The ceasefire talks, taking place between Israel, the US, Egypt and Qatar, are making progress, according to US National Security Adviser Jake Sullivan. The countries’ representatives met in Paris on Sunday and “came to an understanding”, according to Mr Sullivan, about “what the basic contours of a hostage deal for a temporary ceasefire would look like”.

Any pause in fighting would present a valuable opportunity for humanitarian aid to reach beleaguered Palestinian civilians. And the release of hostages held by Hamas would be good news; they should never have been taken in the first place.

But Mr Netanyahu’s assertion that a deal would simply “delay” his designs on Rafah, coupled with the US’s insistence on any ceasefire being “temporary”, gives plenty of cause for alarm. If the primary motivation driving Israel’s war is the release of hostages, then it should seize the opportunity in the deal under discussion to end hostilities in exchange for their release.
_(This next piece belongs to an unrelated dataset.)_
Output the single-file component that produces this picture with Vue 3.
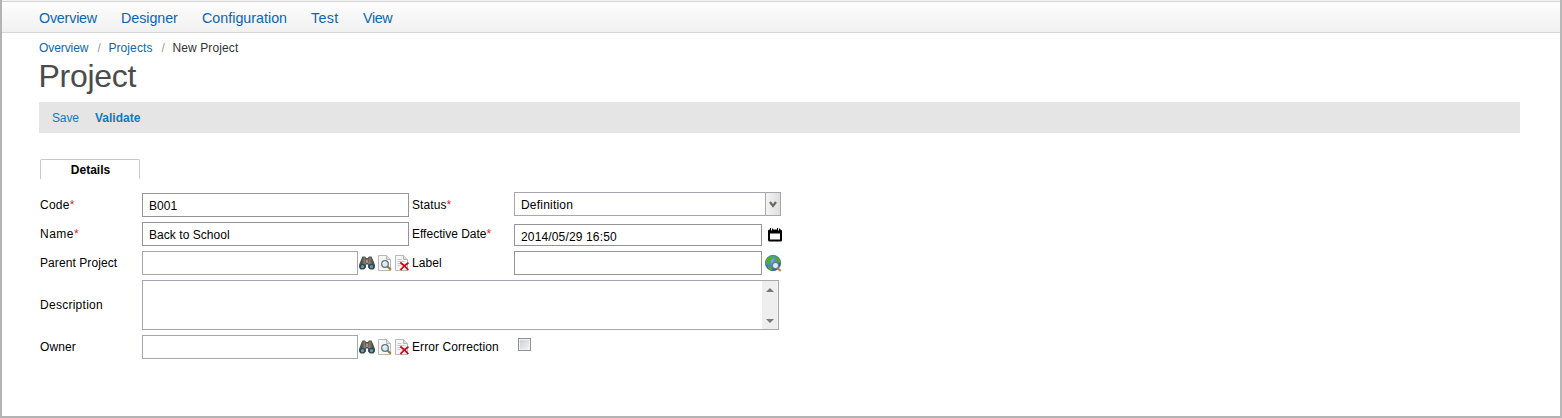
<script setup>
const nav = [
  { text: 'Overview', w: 82, sp: -0.2 },
  { text: 'Designer', w: 81, sp: -0.05 },
  { text: 'Configuration', w: 109, sp: 0 },
  { text: 'Test', w: 52, sp: 0.3 },
  { text: 'View', w: 40, sp: -0.35 },
]
const lookups = [
  { id: 'parent', label: 'Parent Project', side: 'Label' },
  { id: 'owner', label: 'Owner', side: 'Error Correction' },
]
</script>

<template>
  <div class="window">
    <svg class="defs" width="0" height="0">
      <defs>
        <linearGradient id="barrel" x1="0" y1="0" x2="1" y2="0">
          <stop offset="0" stop-color="#45423b" />
          <stop offset=".5" stop-color="#aaa69c" />
          <stop offset="1" stop-color="#4a473f" />
        </linearGradient>
        <radialGradient id="sea" cx=".35" cy=".3" r=".8">
          <stop offset="0" stop-color="#7db7ee" />
          <stop offset="1" stop-color="#12499b" />
        </radialGradient>
        <symbol id="binoculars" viewBox="0 0 16 16">
          <path d="M3.500 1.500h2.500l1.300 1.500h1.400L10 1.500h2.500l1.800 4L16 10v2.500L14.500 14.500h-3.500L9 12.500V9.500H7v3L5 14.500H1.500L0 12.500V10L1.700 5.500z" fill="#55514a" />
          <path d="M3.500 2.500h2.500l.7 6.500-4.700.5zM10 2.500h2.500l1.500 7-4.700-.5z" fill="url(#barrel)" />
          <path d="M7 4.500h2v3.500H7z" fill="#98948a" />
          <circle cx="3.500" cy="11.500" r="2.600" fill="#2b4656" />
          <circle cx="12.500" cy="11.500" r="2.600" fill="#2b4656" />
          <circle cx="3.500" cy="11.700" r="1.600" fill="#5e9fbf" />
          <circle cx="12.500" cy="11.700" r="1.600" fill="#5e9fbf" />
        </symbol>
        <symbol id="sheet" viewBox="0 0 16 16">
          <path d="M1.500.5h8l4 4v11h-12z" fill="#f6f6f5" stroke="#b9b9b9" />
          <path d="M9.500.5v4h4" fill="#dedede" stroke="#b5b5b5" />
        </symbol>
        <symbol id="preview" viewBox="0 0 16 16">
          <use href="#sheet" />
          <path d="M10.500 11.500l3.300 3.300" stroke="#a8792c" stroke-width="2.200" />
          <circle cx="8" cy="9" r="3.300" fill="#d3ebfa" stroke="#65727a" stroke-width="1.300" />
          <path d="M6 8.700Q6.500 7 8.400 7" fill="none" stroke="#fff" />
        </symbol>
        <symbol id="clear" viewBox="0 0 16 16">
          <use href="#sheet" />
          <path d="M3.500 4.500h4M3.500 6.500h7M3.500 8.500h4M3.500 10.500h3" stroke="#c7c7c7" />
          <path d="M6.300 7.500Q10.500 10.500 14.300 15M14.500 7.800Q10 10.500 6.500 15" fill="none" stroke="#c60c18" stroke-width="1.900" />
        </symbol>
      </defs>
    </svg>
    <nav class="menu">
      <a v-for="n in nav" :key="n.text" :style="{ width: n.w + 'px', letterSpacing: n.sp + 'px' }">{{ n.text }}</a>
    </nav>
    <main>
      <div class="crumbs"><a>Overview</a><i>/</i><a class="mid">Projects</a><i class="last">/</i><span>New Project</span></div>
      <h1>Project</h1>
      <div class="actions"><a>Save</a><a class="strong">Validate</a></div>
      <div class="tab">Details</div>
      <form class="form" @submit.prevent>
        <label class="code">Code<b>*</b></label>
        <div class="box filled">B001</div>
        <label>Status<b>*</b></label>
        <div class="box select">
          <span>Definition</span>
          <div class="drop"><svg width="8" height="8" viewBox="0 0 8 8"><path d="M1 1l3 4 3-4" fill="none" stroke="#686868" stroke-width="2.200" /></svg></div>
        </div>

        <label class="name">Name<b>*</b></label>
        <div class="box filled">Back to School</div>
        <label class="effective">Effective Date<b>*</b></label>
        <div class="pair">
          <div class="box date">2014/05/29 16:50</div>
          <svg class="calendar" width="14" height="14" viewBox="0 0 14 14">
            <path d="M0 3q0-1.500 1.500-1.500H2V0h1v2.500h1V.5h1v1h4V0h1v2.500h1V.5h1v1h.5Q14 1.500 14 3v9q0 1.500-1.500 1.500h-11Q0 13.500 0 12zM2 5.500v6h10v-6z" fill="#000" fill-rule="evenodd" />
          </svg>
        </div>

        <template v-for="(l, i) in lookups" :key="l.id">
          <label>{{ l.label }}</label>
          <div class="pair">
            <div class="box lookup"></div>
            <svg class="ico first" width="16" height="16"><use href="#binoculars" /></svg>
            <svg class="ico" width="16" height="16"><use href="#preview" /></svg>
            <svg class="ico third" width="16" height="16"><use href="#clear" /></svg>
          </div>
          <label>{{ l.side }}</label>
          <div v-if="i === 0" class="pair">
            <div class="box short"></div>
            <svg class="globe" width="17" height="17" viewBox="0 0 17 17">
              <circle cx="8" cy="8" r="7.700" fill="url(#sea)" stroke="#235c70" stroke-width=".6" />
              <path d="M1 5Q3 1 7 .7L8.500 2 7 4 5.500 5.500 6 8 4 9.500 2.500 8 1 8.500zM10 1.200Q14 2.500 15.400 6.500L14 8 11 6 9.500 3.500zM3 11l3 .5 1.500 2L7 15.500Q4.500 15 3 13z" fill="#52aa35" />
              <path d="M12.500 13l3.200 3" stroke="#b38335" stroke-width="2" />
              <circle cx="10.500" cy="10.500" r="3.100" fill="#d8ecf6" stroke="#6c7e87" stroke-width="1.200" />
            </svg>
          </div>
          <div v-else class="checkcell"><span class="check"></span></div>
          <template v-if="i === 0">
            <label class="description">Description</label>
            <div class="box area">
              <div class="scroll">
                <svg width="8" height="4" viewBox="0 0 8 4"><path d="M4 0l4 4H0z" fill="#777" /></svg>
                <svg width="8" height="4" viewBox="0 0 8 4"><path d="M0 0h8L4 4z" fill="#777" /></svg>
              </div>
            </div>
          </template>
        </template>
      </form>
    </main>
  </div>
</template>

<style>
body { margin: 0; }
</style>
<style scoped>
* { box-sizing: border-box; }
.window {
  height: 418px; background: #fff; overflow: hidden;
  border-style: solid; border-color: #d8d8d8 #b8b8b8 #b3b3b3 #b3b3b3; border-width: 0 2px 2px;
  font: 12px/14px "Liberation Sans", Arial, sans-serif; color: #000;
}
.defs { position: absolute; }
svg { display: block; flex: none; }
.menu {
  display: flex; height: 33px; padding: 3px 0 0 37px; font-size: 14.300px; line-height: 30px; color: #0c65b0;
  border-bottom: 1px solid #d5d5d5;
  background: linear-gradient(#f2f2f2 0 1px, #d3d3d3 1px 2px, #fdfdfd 2px, #f1f1f1 100%);
}
main { padding: 8px 40px 0 37px; }
.crumbs { display: flex; height: 14px; color: #333; }
.crumbs a { color: #0c65b0; letter-spacing: -.08px; }
.crumbs .mid { letter-spacing: .1px; }
.crumbs i { font-style: normal; color: #999; width: 20px; padding-left: 9px; }
.crumbs .last { padding-left: 9px; }
.crumbs span { letter-spacing: .1px; }
h1 { margin: 4px 0 0; font-size: 32px; line-height: 34px; letter-spacing: -.3px; font-weight: 400; color: #4b4b4b; height: 43px; text-indent: -.5px; }
.actions { height: 31px; background: #e5e5e5; display: flex; gap: 16px; padding: 9px 13px; color: #0f7abf; }
.actions a:first-child { width: 27px; letter-spacing: -.15px; }
.strong { font-weight: 700; }
.tab {
  margin: 26px 0 0 1px; width: 100px; height: 20px; padding: 3px 0 0 1px; text-align: center; font-weight: 700;
  border: 1px solid #cacaca; border-bottom: 0; border-radius: 2px 2px 0 0;
}
.form {
  margin: 14px 0 0 1px; display: grid; grid-template-columns: 102px 270px 102px 267px;
  grid-template-rows: 24px 24px 24px 50px 24px; row-gap: 5px;
}
.form label { align-self: center; white-space: nowrap; letter-spacing: .08px; }
.form .code { letter-spacing: .25px; }
.form .name { letter-spacing: .5px; }
.form .effective { letter-spacing: 0; }
.form .description { letter-spacing: .27px; }
.form b { color: #e3222b; font-weight: 400; }
.box { border: 1px solid #a5a6ae; height: 24px; background: #fff; padding: 5px 6px; }
.filled, .date, .short { border-color: #949498; }
.filled { width: 267px; letter-spacing: .05px; }
.select { display: flex; justify-content: space-between; padding: 0 0 0 6px; margin-top: -1px; line-height: 24px; letter-spacing: .2px; }
.drop { width: 15px; border-left: 1px solid #a9a9ae; background: linear-gradient(90deg, #f4f4f4, #dedede); padding: 8px 0 0 3px; }
.pair { display: flex; }
.date, .short { flex: 0 0 248px; }
.date { height: 22px; margin-top: 2px; letter-spacing: .15px; }
.calendar { margin: 6px 0 0 6px; }
.lookup { width: 216px; }
.ico { margin: 4px 0 0 2px; }
.ico.first { margin-left: 1px; }
.ico.third { margin-left: 1px; }
.globe { margin: 4px 0 0 3px; }
.area { grid-column: 2 / 5; width: 637px; height: 50px; padding: 0; display: flex; justify-content: flex-end; }
.scroll { width: 16px; background: #eee; border-right: 1px solid #f5f5f5; display: flex; flex-direction: column; justify-content: space-between; align-items: center; padding: 7px 0 6px 1px; }
.checkcell { padding: 3px 0 0 4px; }
.check { display: block; width: 13px; height: 13px; border: 1px solid #8e8f8f; background: linear-gradient(135deg, #c9ccd0, #f5f5f5); box-shadow: inset 0 0 0 1px #f3f3f3; }
</style>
If the reasoning behind the war is something else – the “total destruction of Hamas”, as Mr Netanyahu has previously said, or some unspecified amount of revenge for Hamas’s October 7 attacks – then a drawn-out conflict would surely be on the horizon.
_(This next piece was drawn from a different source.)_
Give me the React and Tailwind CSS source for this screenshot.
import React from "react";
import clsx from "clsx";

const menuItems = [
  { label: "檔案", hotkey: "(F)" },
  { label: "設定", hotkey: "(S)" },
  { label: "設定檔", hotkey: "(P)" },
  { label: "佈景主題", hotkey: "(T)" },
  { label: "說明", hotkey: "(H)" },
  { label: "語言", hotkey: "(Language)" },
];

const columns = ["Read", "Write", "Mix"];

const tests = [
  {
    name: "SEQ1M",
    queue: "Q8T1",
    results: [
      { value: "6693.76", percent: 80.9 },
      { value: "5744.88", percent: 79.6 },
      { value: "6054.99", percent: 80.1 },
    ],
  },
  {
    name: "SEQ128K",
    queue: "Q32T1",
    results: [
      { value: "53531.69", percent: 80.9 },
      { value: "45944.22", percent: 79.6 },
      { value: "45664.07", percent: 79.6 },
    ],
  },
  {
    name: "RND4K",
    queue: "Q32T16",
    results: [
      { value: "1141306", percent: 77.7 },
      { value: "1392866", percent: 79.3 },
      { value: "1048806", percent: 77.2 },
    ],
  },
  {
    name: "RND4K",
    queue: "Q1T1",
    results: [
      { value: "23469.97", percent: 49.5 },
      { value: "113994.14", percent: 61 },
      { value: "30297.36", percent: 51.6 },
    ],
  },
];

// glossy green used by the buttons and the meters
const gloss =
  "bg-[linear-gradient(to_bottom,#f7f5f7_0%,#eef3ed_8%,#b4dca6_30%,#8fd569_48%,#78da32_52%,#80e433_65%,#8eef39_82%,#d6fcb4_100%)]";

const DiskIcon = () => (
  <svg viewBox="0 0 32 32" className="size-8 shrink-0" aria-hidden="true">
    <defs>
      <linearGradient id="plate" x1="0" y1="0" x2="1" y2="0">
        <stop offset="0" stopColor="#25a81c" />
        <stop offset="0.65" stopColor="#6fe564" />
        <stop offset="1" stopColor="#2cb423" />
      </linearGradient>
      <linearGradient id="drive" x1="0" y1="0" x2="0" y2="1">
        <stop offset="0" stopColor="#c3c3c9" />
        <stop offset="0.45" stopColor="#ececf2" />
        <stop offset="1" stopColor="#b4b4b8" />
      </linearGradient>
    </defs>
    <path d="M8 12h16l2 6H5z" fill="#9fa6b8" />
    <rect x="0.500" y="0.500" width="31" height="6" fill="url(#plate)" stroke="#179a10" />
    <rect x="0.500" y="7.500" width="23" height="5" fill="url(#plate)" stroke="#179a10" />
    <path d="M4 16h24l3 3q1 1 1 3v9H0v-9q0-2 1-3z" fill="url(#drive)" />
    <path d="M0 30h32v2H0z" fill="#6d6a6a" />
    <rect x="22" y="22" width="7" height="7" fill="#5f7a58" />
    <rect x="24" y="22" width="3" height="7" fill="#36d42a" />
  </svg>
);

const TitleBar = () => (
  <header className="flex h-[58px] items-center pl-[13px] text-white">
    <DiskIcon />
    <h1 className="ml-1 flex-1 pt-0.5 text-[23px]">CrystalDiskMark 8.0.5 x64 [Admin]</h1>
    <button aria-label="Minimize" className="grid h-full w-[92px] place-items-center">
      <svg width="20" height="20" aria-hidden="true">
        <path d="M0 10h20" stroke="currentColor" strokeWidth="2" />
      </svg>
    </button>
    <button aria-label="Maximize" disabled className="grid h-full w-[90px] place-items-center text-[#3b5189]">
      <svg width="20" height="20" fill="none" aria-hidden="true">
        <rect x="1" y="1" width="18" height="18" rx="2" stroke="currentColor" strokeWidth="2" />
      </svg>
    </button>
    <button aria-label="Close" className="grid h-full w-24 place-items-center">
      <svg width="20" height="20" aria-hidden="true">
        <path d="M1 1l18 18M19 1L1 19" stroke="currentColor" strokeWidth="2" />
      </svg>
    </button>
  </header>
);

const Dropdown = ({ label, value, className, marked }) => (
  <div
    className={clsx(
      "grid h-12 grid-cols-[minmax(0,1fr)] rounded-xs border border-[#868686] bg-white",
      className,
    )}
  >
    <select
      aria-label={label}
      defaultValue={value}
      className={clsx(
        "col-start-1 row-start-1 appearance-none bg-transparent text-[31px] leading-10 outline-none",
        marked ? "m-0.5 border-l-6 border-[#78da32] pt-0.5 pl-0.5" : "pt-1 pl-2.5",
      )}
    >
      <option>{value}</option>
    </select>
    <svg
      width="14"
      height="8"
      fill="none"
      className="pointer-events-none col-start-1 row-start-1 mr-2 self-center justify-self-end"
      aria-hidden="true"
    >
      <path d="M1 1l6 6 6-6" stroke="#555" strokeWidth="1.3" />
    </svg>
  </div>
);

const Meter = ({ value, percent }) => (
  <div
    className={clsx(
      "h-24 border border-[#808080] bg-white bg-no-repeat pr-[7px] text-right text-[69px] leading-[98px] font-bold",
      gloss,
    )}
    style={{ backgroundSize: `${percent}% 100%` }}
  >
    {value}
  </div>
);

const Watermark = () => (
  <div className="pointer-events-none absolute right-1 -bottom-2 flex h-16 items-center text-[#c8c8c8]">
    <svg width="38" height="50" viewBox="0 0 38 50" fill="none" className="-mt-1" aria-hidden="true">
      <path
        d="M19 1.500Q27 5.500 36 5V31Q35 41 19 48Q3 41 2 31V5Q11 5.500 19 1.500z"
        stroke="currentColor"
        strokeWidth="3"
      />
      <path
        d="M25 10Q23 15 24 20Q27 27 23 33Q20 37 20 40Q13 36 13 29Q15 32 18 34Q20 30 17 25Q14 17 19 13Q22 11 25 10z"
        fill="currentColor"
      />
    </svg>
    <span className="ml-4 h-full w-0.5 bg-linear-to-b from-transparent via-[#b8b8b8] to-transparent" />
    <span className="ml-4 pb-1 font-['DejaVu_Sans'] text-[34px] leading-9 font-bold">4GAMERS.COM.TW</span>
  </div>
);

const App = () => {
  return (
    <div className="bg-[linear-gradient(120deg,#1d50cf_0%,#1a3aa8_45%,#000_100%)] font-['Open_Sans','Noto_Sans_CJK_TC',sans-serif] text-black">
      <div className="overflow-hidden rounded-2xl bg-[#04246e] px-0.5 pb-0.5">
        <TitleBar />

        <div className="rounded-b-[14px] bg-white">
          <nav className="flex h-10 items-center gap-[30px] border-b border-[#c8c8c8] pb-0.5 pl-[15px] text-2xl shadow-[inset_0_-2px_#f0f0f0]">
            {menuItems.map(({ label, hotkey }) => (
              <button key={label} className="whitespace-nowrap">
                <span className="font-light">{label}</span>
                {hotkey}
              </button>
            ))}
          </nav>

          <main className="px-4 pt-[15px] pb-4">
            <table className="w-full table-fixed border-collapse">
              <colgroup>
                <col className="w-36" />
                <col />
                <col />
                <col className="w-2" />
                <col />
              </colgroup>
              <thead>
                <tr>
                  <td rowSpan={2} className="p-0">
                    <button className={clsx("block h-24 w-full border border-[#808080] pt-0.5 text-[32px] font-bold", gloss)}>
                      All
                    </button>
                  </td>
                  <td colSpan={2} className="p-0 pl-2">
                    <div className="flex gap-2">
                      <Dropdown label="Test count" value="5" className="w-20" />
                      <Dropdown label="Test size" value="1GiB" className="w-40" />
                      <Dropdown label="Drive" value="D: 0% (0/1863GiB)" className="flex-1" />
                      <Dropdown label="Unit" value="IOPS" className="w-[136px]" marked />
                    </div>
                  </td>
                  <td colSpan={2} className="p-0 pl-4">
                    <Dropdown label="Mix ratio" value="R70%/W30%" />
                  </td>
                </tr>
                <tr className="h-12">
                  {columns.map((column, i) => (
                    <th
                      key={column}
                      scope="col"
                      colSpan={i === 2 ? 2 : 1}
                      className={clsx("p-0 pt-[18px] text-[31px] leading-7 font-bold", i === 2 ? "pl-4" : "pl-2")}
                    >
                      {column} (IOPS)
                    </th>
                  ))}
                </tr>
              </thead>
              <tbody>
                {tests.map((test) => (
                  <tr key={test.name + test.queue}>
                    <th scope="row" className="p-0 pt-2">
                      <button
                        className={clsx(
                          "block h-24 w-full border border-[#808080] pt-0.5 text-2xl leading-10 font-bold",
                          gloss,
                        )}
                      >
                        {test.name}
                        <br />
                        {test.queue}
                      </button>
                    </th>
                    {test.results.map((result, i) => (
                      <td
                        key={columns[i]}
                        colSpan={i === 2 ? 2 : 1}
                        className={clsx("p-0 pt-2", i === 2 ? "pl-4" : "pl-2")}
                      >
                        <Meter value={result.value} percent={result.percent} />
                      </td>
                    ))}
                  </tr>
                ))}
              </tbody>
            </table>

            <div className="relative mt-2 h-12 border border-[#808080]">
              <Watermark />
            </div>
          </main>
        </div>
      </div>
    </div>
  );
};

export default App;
That would risk reversing the gains of any truce agreement and more. During a meeting with Palestinian President Mahmoud Abbas in Amman on Sunday, Jordan’s King Abdullah warned that a continuation of the war into Ramadan would “raise the danger of the expansion of the conflict”, with wider ramifications in the region.

Washington should take heed of that message as it gauges how to manage its junior ally’s bellicosity amid ceasefire talks. It should pay even closer attention to the growing discontent in America itself over a pro-war policy that becomes more inexplicable by the day.